DATASET EXTRACT ▸
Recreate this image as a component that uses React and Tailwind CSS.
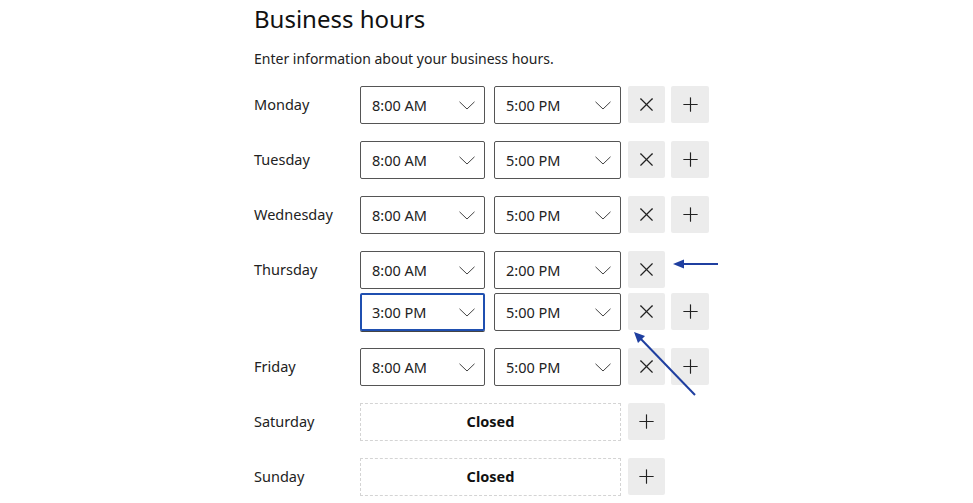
import { X, Plus } from 'lucide-react';

const days = [
  { name: 'Monday', slots: [['8:00 AM', '5:00 PM']] },
  { name: 'Tuesday', slots: [['8:00 AM', '5:00 PM']] },
  { name: 'Wednesday', slots: [['8:00 AM', '5:00 PM']] },
  { name: 'Thursday', slots: [['8:00 AM', '2:00 PM'], ['3:00 PM', '5:00 PM', true]] },
  { name: 'Friday', slots: [['8:00 AM', '5:00 PM']] },
  { name: 'Saturday', slots: [] },
  { name: 'Sunday', slots: [] },
];

function Chevron() {
  return (
    <svg width="16" height="9" viewBox="0 0 16 9" fill="none">
      <polyline points="0.5,0.8 8,8 15.5,0.8" stroke="#444" strokeWidth="1" />
    </svg>
  );
}

function Select({ value, focused, wide }) {
  const width = wide ? 'w-[127px]' : 'w-[125px]';
  return (
    <div
      className={
        focused
          ? `flex h-[38px] ${width} items-center justify-between rounded-[2px] border-2 border-[#1f4fb0] pl-[10px] pr-[8px] shadow-[0_1px_0_#444]`
          : `flex h-[38px] ${width} items-center justify-between rounded-[2px] border border-[#555] pl-[11px] pr-[9px]`
      }
    >
      <span className="translate-y-[1px] text-[14.5px] text-[#222]">{value}</span>
      <Chevron />
    </div>
  );
}

function IconButton({ children, wide }) {
  return (
    <button className={`flex h-[37px] ${wide ? 'w-[38px]' : 'w-[37px]'} items-center justify-center rounded-[2px] bg-[#ececec] text-[#222]`}>
      {children}
    </button>
  );
}

export default function App() {
  return (
    <div className="relative min-h-[503px] bg-white pl-[254px] pt-[3px]" style={{ fontFamily: '"Noto Sans", "Open Sans", sans-serif' }}>
      <h1 className="text-[24px] leading-[32px] text-[#111]">Business hours</h1>
      <p className="mt-[13px] text-[14px] text-[#222]">Enter information about your business hours.</p>

      <div className="mt-[17px] flex flex-col gap-[17px]">
        {days.map((day) => (
          <div key={day.name} className="flex">
            <div className="flex h-[38px] w-[106px] items-center text-[14.5px] text-[#222]">{day.name}</div>
            {day.slots.length === 0 ? (
              <div className="flex gap-[7px]">
                <div className="flex h-[38px] w-[261px] items-center justify-center border border-dashed border-[#d4d4d4] text-[14.5px] font-bold text-[#111]">
                  Closed
                </div>
                <IconButton>
                  <Plus size={23} strokeWidth={1.2} />
                </IconButton>
              </div>
            ) : (
              <div className="flex flex-col gap-[4px]">
                {day.slots.map((slot, i) => (
                  <div key={i} className="flex">
                    <Select value={slot[0]} focused={slot[2]} />
                    <div className="ml-[9px]">
                      <Select value={slot[1]} wide />
                    </div>
                    <div className="ml-[7px] flex gap-[6px]">
                      <IconButton>
                        <X size={23} strokeWidth={1.2} />
                      </IconButton>
                      {i === day.slots.length - 1 && (
                        <IconButton wide>
                          <Plus size={23} strokeWidth={1.2} />
                        </IconButton>
                      )}
                    </div>
                  </div>
                ))}
              </div>
            )}
          </div>
        ))}
      </div>

      {/* annotation arrows */}
      <svg className="absolute left-0 top-0" width="973" height="503" fill="none">
        <line x1="718" y1="264" x2="680" y2="264" stroke="#1f3fa0" strokeWidth="2" />
        <polygon points="673,264 684,259.5 684,268.5" fill="#1f3fa0" />
        <line x1="695" y1="395" x2="639" y2="337" stroke="#1f3fa0" strokeWidth="2" />
        <polygon points="634,332 645,336 638,343" fill="#1f3fa0" />
      </svg>
    </div>
  );
}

PROMPT ▸
Every line above should be returned exactly; the pictures stay out.

SOLUTION TO THE EXERCISE ▸
Recreate this image as a component that uses React and Tailwind CSS.
import { X, Plus } from 'lucide-react';

const days = [
  { name: 'Monday', slots: [['8:00 AM', '5:00 PM']] },
  { name: 'Tuesday', slots: [['8:00 AM', '5:00 PM']] },
  { name: 'Wednesday', slots: [['8:00 AM', '5:00 PM']] },
  { name: 'Thursday', slots: [['8:00 AM', '2:00 PM'], ['3:00 PM', '5:00 PM', true]] },
  { name: 'Friday', slots: [['8:00 AM', '5:00 PM']] },
  { name: 'Saturday', slots: [] },
  { name: 'Sunday', slots: [] },
];

function Chevron() {
  return (
    <svg width="16" height="9" viewBox="0 0 16 9" fill="none">
      <polyline points="0.5,0.8 8,8 15.5,0.8" stroke="#444" strokeWidth="1" />
    </svg>
  );
}

function Select({ value, focused, wide }) {
  const width = wide ? 'w-[127px]' : 'w-[125px]';
  return (
    <div
      className={
        focused
          ? `flex h-[38px] ${width} items-center justify-between rounded-[2px] border-2 border-[#1f4fb0] pl-[10px] pr-[8px] shadow-[0_1px_0_#444]`
          : `flex h-[38px] ${width} items-center justify-between rounded-[2px] border border-[#555] pl-[11px] pr-[9px]`
      }
    >
      <span className="translate-y-[1px] text-[14.5px] text-[#222]">{value}</span>
      <Chevron />
    </div>
  );
}

function IconButton({ children, wide }) {
  return (
    <button className={`flex h-[37px] ${wide ? 'w-[38px]' : 'w-[37px]'} items-center justify-center rounded-[2px] bg-[#ececec] text-[#222]`}>
      {children}
    </button>
  );
}

export default function App() {
  return (
    <div className="relative min-h-[503px] bg-white pl-[254px] pt-[3px]" style={{ fontFamily: '"Noto Sans", "Open Sans", sans-serif' }}>
      <h1 className="text-[24px] leading-[32px] text-[#111]">Business hours</h1>
      <p className="mt-[13px] text-[14px] text-[#222]">Enter information about your business hours.</p>

      <div className="mt-[17px] flex flex-col gap-[17px]">
        {days.map((day) => (
          <div key={day.name} className="flex">
            <div className="flex h-[38px] w-[106px] items-center text-[14.5px] text-[#222]">{day.name}</div>
            {day.slots.length === 0 ? (
              <div className="flex gap-[7px]">
                <div className="flex h-[38px] w-[261px] items-center justify-center border border-dashed border-[#d4d4d4] text-[14.5px] font-bold text-[#111]">
                  Closed
                </div>
                <IconButton>
                  <Plus size={23} strokeWidth={1.2} />
                </IconButton>
              </div>
            ) : (
              <div className="flex flex-col gap-[4px]">
                {day.slots.map((slot, i) => (
                  <div key={i} className="flex">
                    <Select value={slot[0]} focused={slot[2]} />
                    <div className="ml-[9px]">
                      <Select value={slot[1]} wide />
                    </div>
                    <div className="ml-[7px] flex gap-[6px]">
                      <IconButton>
                        <X size={23} strokeWidth={1.2} />
                      </IconButton>
                      {i === day.slots.length - 1 && (
                        <IconButton wide>
                          <Plus size={23} strokeWidth={1.2} />
                        </IconButton>
                      )}
                    </div>
                  </div>
                ))}
              </div>
            )}
          </div>
        ))}
      </div>

      {/* annotation arrows */}
      <svg className="absolute left-0 top-0" width="973" height="503" fill="none">
        <line x1="718" y1="264" x2="680" y2="264" stroke="#1f3fa0" strokeWidth="2" />
        <polygon points="673,264 684,259.5 684,268.5" fill="#1f3fa0" />
        <line x1="695" y1="395" x2="639" y2="337" stroke="#1f3fa0" strokeWidth="2" />
        <polygon points="634,332 645,336 638,343" fill="#1f3fa0" />
      </svg>
    </div>
  );
}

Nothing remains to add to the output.